[SystemSafety] RE : Qualifying SW as "proven in use" - unclassified

From: King, Martin (NNPPI) < >
Date: Fri, 28 Jun 2013 09:13:32 +0100


One thing that seems to be being ignored(?) is that safety functions fall into two camps - continuous and on demand. These may each have different lifetime exposure to the input range statistics.  

By intention most people intend that on demand safety functions are rarely, if ever, invoked. Invoking of an on demand safety function is usually the result of some other set of failures which are also intended to be rare. This means that any evidence for correct operation of the on demand safety function is, by design, rare and evidence for incorrect (ie fails on demand) operation is, hopefully, even rarer.  

Most continuous safety systems will see most use with input conditions away from the area where safety issues may arise or will be operating in the sweet spot of 'normal' operation. So once again the input space statistics will tend to show low frequencies around the space of (safety) interest.  

All of this might suggest that in many cases safety claims based on 'proven in use' may reflect operational practices better than performance of the safety functions. There may be more evidence about 'fails safe' than 'fails dangerous'.    

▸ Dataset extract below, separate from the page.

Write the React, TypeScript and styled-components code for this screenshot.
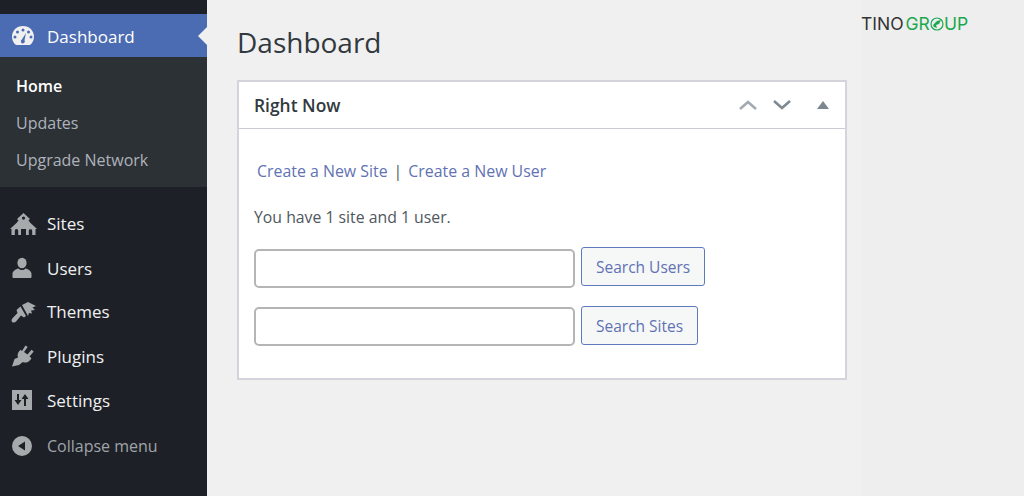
import React from "react";
import styled, { createGlobalStyle } from "styled-components";

const GlobalStyle = createGlobalStyle`
  html, body {
    margin: 0;
    padding: 0;
    background: #eeeeee;
  }
  body {
    font-family: "Open Sans", "Noto Sans", "Liberation Sans", sans-serif;
  }
`;

function DashboardIcon() {
  return (
    <svg width="24" height="22" viewBox="0 0 24 22">
      <path
        fill="#f0f0f1"
        fillRule="evenodd"
        d="M12 1C5.6 1 1 5.8 1 11.6c0 3 1.1 5.6 3 7.6.4.4 1 .8 1.6.8h12.8c.6 0 1.2-.4 1.6-.8 1.900-2 3-4.600 3-7.600C23 5.800 18.400 1 12 1zM12 3.500a1.500 1.500 0 1 1 0 3 1.500 1.500 0 0 1 0-3zM6.500 5.500a1.500 1.500 0 1 1 0 3 1.500 1.500 0 0 1 0-3zM17.500 5.500a1.500 1.500 0 1 1 0 3 1.500 1.500 0 0 1 0-3zM4 10.500a1.500 1.500 0 1 1 0 3 1.500 1.500 0 0 1 0-3zM20 10.500a1.500 1.500 0 1 1 0 3 1.500 1.500 0 0 1 0-3zM15 8l-1.500 7.200a2 2 0 1 1-2.600-.6z"
      />
    </svg>
  );
}

function SitesIcon() {
  return (
    <SitesSvg width="27" height="22" viewBox="0 0 27 22">
      <path
        fill="#a7aaad"
        fillRule="evenodd"
        d="M13.500 0l6.500 6-1.500 1.200 1.500 2.300 7 6.500h-1.500v6h-9.500v-6H11v6H1.500v-6H0l7-6.500 1.500-2.300L7 6zM13.500 3.500a1.600 1.600 0 1 0 0 3.200 1.600 1.600 0 0 0 0-3.200zM6.500 16a1.700 1.700 0 0 0-1.700 1.700V22h3.400v-4.300A1.700 1.700 0 0 0 6.500 16zM20.500 16a1.700 1.700 0 0 0-1.700 1.700V22h3.400v-4.300a1.700 1.700 0 0 0-1.700-1.700z"
      />
    </SitesSvg>
  );
}

function UsersIcon() {
  return (
    <svg width="22" height="22" viewBox="0 0 22 22">
      <ellipse cx="11" cy="6" rx="4.600" ry="5.200" fill="#a7aaad" />
      <path
        fill="#a7aaad"
        d="M7.500 11.500c-3 .8-6 2.500-6 5.500v3c0 .6.500 1 1 1h17c.5 0 1-.4 1-1v-3c0-3-3-4.700-6-5.500-1 1-2.200 1.500-3.500 1.500s-2.500-.5-3.500-1.500z"
      />
    </svg>
  );
}

function ThemesIcon() {
  return (
    <svg width="26" height="22" viewBox="0 0 26 22">
      <path
        fill="#a7aaad"
        d="M11 4l6-3 8 4-3.500 1.500L24 9l-4 .5 1 3-3-.5-1 3zM9.500 5.500l5.500 9.500-2 1.500-3-2L5 20.500c-1 1.200-2.800 1.500-3.800.6C.2 20.200.5 18.500 1.500 17.300l5-5.300-1-3z"
      />
    </svg>
  );
}

function PluginsIcon() {
  return (
    <svg width="24" height="22" viewBox="0 0 24 22">
      <path
        fill="#a7aaad"
        d="M14.500 0.500l2.200 1.500-3.700 5 3.500 2.600 4-4.800 2.200 1.700-4.200 5 2 1.700-1.500 2c-1.800 2.200-4.700 3-7.200 1.800L8 20l-7 1.500 2.500-7.500 3.500-1.500c-.8-2.200-.3-4.300 1-6l1.500-1.800 1.500 1.200z"
      />
    </svg>
  );
}

function SettingsIcon() {
  return (
    <svg width="22" height="22" viewBox="0 0 22 22">
      <path
        fill="#a7aaad"
        fillRule="evenodd"
        d="M1 1h20v20H1zM6 5v6H3.500l3.500 5 3.500-5H8V5zM13 17h2v-7h2.500L14 5l-3.500 5H13z"
      />
    </svg>
  );
}

function CollapseIcon() {
  return (
    <svg width="22" height="22" viewBox="0 0 22 22">
      <path
        fill="#a7aaad"
        fillRule="evenodd"
        d="M11 1a10 10 0 1 1 0 20 10 10 0 0 1 0-20zM14 6.500L7 11l7 4.500z"
      />
    </svg>
  );
}

function LogoGlobe() {
  return (
    <svg width="14" height="14" viewBox="0 0 14 14">
      <circle cx="7" cy="7" r="6" fill="none" stroke="#1aa84f" strokeWidth="1.200" />
      <path fill="#1aa84f" d="M3 8l4-4 4-1-2 4-3 1 1 3-3-1z" />
    </svg>
  );
}

const menuItems = [
  { label: "Sites", icon: <SitesIcon />, height: 45 },
  { label: "Users", icon: <UsersIcon />, height: 44 },
  { label: "Themes", icon: <ThemesIcon />, height: 43 },
  { label: "Plugins", icon: <PluginsIcon />, height: 46 },
  { label: "Settings", icon: <SettingsIcon />, height: 42 },
];

export default function App() {
  return (
    <>
      <GlobalStyle />
      <Page>
        <Sidebar>
          <ActiveItem>
            <IconSlot>
              <DashboardIcon />
            </IconSlot>
            Dashboard
          </ActiveItem>
          <SubMenu>
            <SubItem $current>Home</SubItem>
            <SubItem>Updates</SubItem>
            <SubItem>Upgrade Network</SubItem>
          </SubMenu>
          <MainMenu>
            {menuItems.map((item) => (
              <MenuItem key={item.label} $height={item.height}>
                <IconSlot>{item.icon}</IconSlot>
                {item.label}
              </MenuItem>
            ))}
            <CollapseItem>
              <IconSlot>
                <CollapseIcon />
              </IconSlot>
              Collapse menu
            </CollapseItem>
          </MainMenu>
        </Sidebar>
        <Content>
          <PageTitle>Dashboard</PageTitle>
          <Card>
            <CardHeader>
              <CardTitle>Right Now</CardTitle>
              <CardControls>
                <svg width="20" height="12" viewBox="0 0 20 12">
                  <path d="M2 10l8-7 8 7" fill="none" stroke="#a3abb2" strokeWidth="2.600" />
                </svg>
                <svg width="20" height="12" viewBox="0 0 20 12">
                  <path d="M2 2l8 7 8-7" fill="none" stroke="#808a92" strokeWidth="2.600" />
                </svg>
                <Toggle />
              </CardControls>
            </CardHeader>
            <CardBody>
              <LinkRow>
                <a>Create a New Site</a>
                <span>|</span>
                <a>Create a New User</a>
              </LinkRow>
              <Summary>You have 1 site and 1 user.</Summary>
              <SearchRow>
                <SearchInput $offset={2} />
                <SearchButton>Search Users</SearchButton>
              </SearchRow>
              <SearchRow>
                <SearchInput $offset={1} />
                <SearchButton>Search Sites</SearchButton>
              </SearchRow>
            </CardBody>
          </Card>
        </Content>
        <RightRail>
          <Logo>
            <LogoDark>TINO</LogoDark>
            <LogoGreen>
              GR
              <LogoGlobe />
              UP
            </LogoGreen>
          </Logo>
        </RightRail>
      </Page>
    </>
  );
}

const Page = styled.div`
  display: flex;
  width: 1024px;
  height: 496px;
  overflow: hidden;
`;

const Sidebar = styled.div`
  width: 207px;
  flex-shrink: 0;
  background: #1d2127;
  padding-top: 14px;
  box-sizing: border-box;
`;

const IconSlot = styled.div`
  width: 47px;
  padding-left: 11px;
  box-sizing: border-box;
  display: flex;
  align-items: center;
  flex-shrink: 0;
`;

const SitesSvg = styled.svg`
  margin-left: -1px;
`;

const ActiveItem = styled.div`
  position: relative;
  display: flex;
  align-items: center;
  height: 43px;
  padding-top: 1px;
  box-sizing: border-box;
  background: #4b6cb2;
  color: #fff;
  font-size: 17px;

  &::after {
    content: "";
    position: absolute;
    right: 0;
    top: 13px;
    border: 9px solid transparent;
    border-left-width: 0;
    border-right-color: #f0f0f1;
  }
`;

const SubMenu = styled.div`
  background: #2c3136;
  height: 130px;
  padding-top: 10px;
  box-sizing: border-box;
`;

const SubItem = styled.div<{ $current?: boolean }>`
  height: 37px;
  display: flex;
  align-items: center;
  padding-left: 16px;
  font-size: 16px;
  color: ${(p) => (p.$current ? "#fff" : "#aeb2bb")};
  font-weight: ${(p) => (p.$current ? 600 : 400)};
`;

const MainMenu = styled.div`
  padding-top: 14px;
`;

const MenuItem = styled.div<{ $height: number }>`
  display: flex;
  align-items: center;
  height: ${(p) => p.$height}px;
  color: #f0f0f1;
  font-size: 17px;
`;

const CollapseItem = styled.div`
  display: flex;
  align-items: center;
  height: 50px;
  color: #a0a4a8;
  font-size: 16px;
`;

const Content = styled.div`
  width: 655px;
  flex-shrink: 0;
  background: #f0f0f1;
  padding: 0 15px 0 30px;
  box-sizing: border-box;
`;

const PageTitle = styled.h1`
  margin: 0;
  height: 80px;
  padding-top: 22px;
  box-sizing: border-box;
  font-size: 28px;
  line-height: 40px;
  font-weight: 400;
  color: #32393e;
`;

const Card = styled.div`
  width: 610px;
  height: 300px;
  background: #fff;
  border: 2px solid #d3d4dc;
  box-sizing: border-box;
`;

const CardHeader = styled.div`
  display: flex;
  align-items: center;
  justify-content: space-between;
  height: 47px;
  box-sizing: border-box;
  padding: 0 16px 0 15px;
  border-bottom: 1px solid #c9ccd4;
`;

const CardTitle = styled.div`
  font-size: 17.4px;
  font-weight: 600;
  color: #32393e;
`;

const CardControls = styled.div`
  display: flex;
  align-items: center;
  gap: 14px;
`;

const Toggle = styled.div`
  width: 0;
  height: 0;
  margin-left: 11px;
  border-left: 6px solid transparent;
  border-right: 6px solid transparent;
  border-bottom: 8px solid #7d878f;
`;

const CardBody = styled.div`
  padding: 31px 15px 0;
`;

const LinkRow = styled.div`
  display: flex;
  gap: 6px;
  align-items: center;
  height: 22px;
  padding-left: 3px;
  font-size: 15.9px;
  color: #50575e;

  a {
    color: #5f72b4;
  }
`;

const Summary = styled.p`
  margin: 24px 0 19px;
  height: 22px;
  line-height: 22px;
  font-size: 15.8px;
  color: #50575e;
`;

const SearchRow = styled.div`
  display: flex;
  align-items: flex-start;
  gap: 6px;
  margin-bottom: 20px;

  & + & {
    margin-top: -2px;
  }
`;

const SearchInput = styled.input<{ $offset: number }>`
  width: 321px;
  height: 39px;
  margin: ${(p) => p.$offset}px 0 0;
  box-sizing: border-box;
  background: #fff;
  border: 2px solid #b5b5b5;
  border-radius: 5px;
  padding: 0;
`;

const SearchButton = styled.button`
  height: 39px;
  padding: 0 14px;
  box-sizing: border-box;
  background: #f6f7f7;
  border: 1px solid #5f79bd;
  border-radius: 3px;
  color: #5f72b4;
  font-family: inherit;
  font-size: 15.5px;
`;

const RightRail = styled.div`
  flex: 1;
  background: #eeeeee;
  padding: 15px 0 0 0;
`;

const Logo = styled.div`
  display: flex;
  align-items: center;
  margin-left: -1px;
  font-family: "Inter", "Liberation Sans", sans-serif;
  font-size: 17.5px;
  line-height: 18px;
  font-weight: 400;
`;

const LogoDark = styled.span`
  color: #333333;
  margin-right: 2px;
`;

const LogoGreen = styled.span`
  display: inline-flex;
  align-items: center;
  color: #1aa84f;
`;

My opinion - not necessarily that of my employer!

Martin King  


From: systemsafety-bounces_at_xxxxxx [mailto:systemsafety-bounces_at_xxxxxx Matthew Squair
Sent: 28 June 2013 08:16
To: Peter Bernard Ladkin; Bielefield Safety List Subject: Re: [SystemSafety] RE : Qualifying SW as "proven in use"

Peter,

Yep it was my poor choice of phrase, my point was that in terms of evidence one or a thousand hours of data from the old environment should have the same evidential weight, if the new environment is different to the old and we have no idea of what it is.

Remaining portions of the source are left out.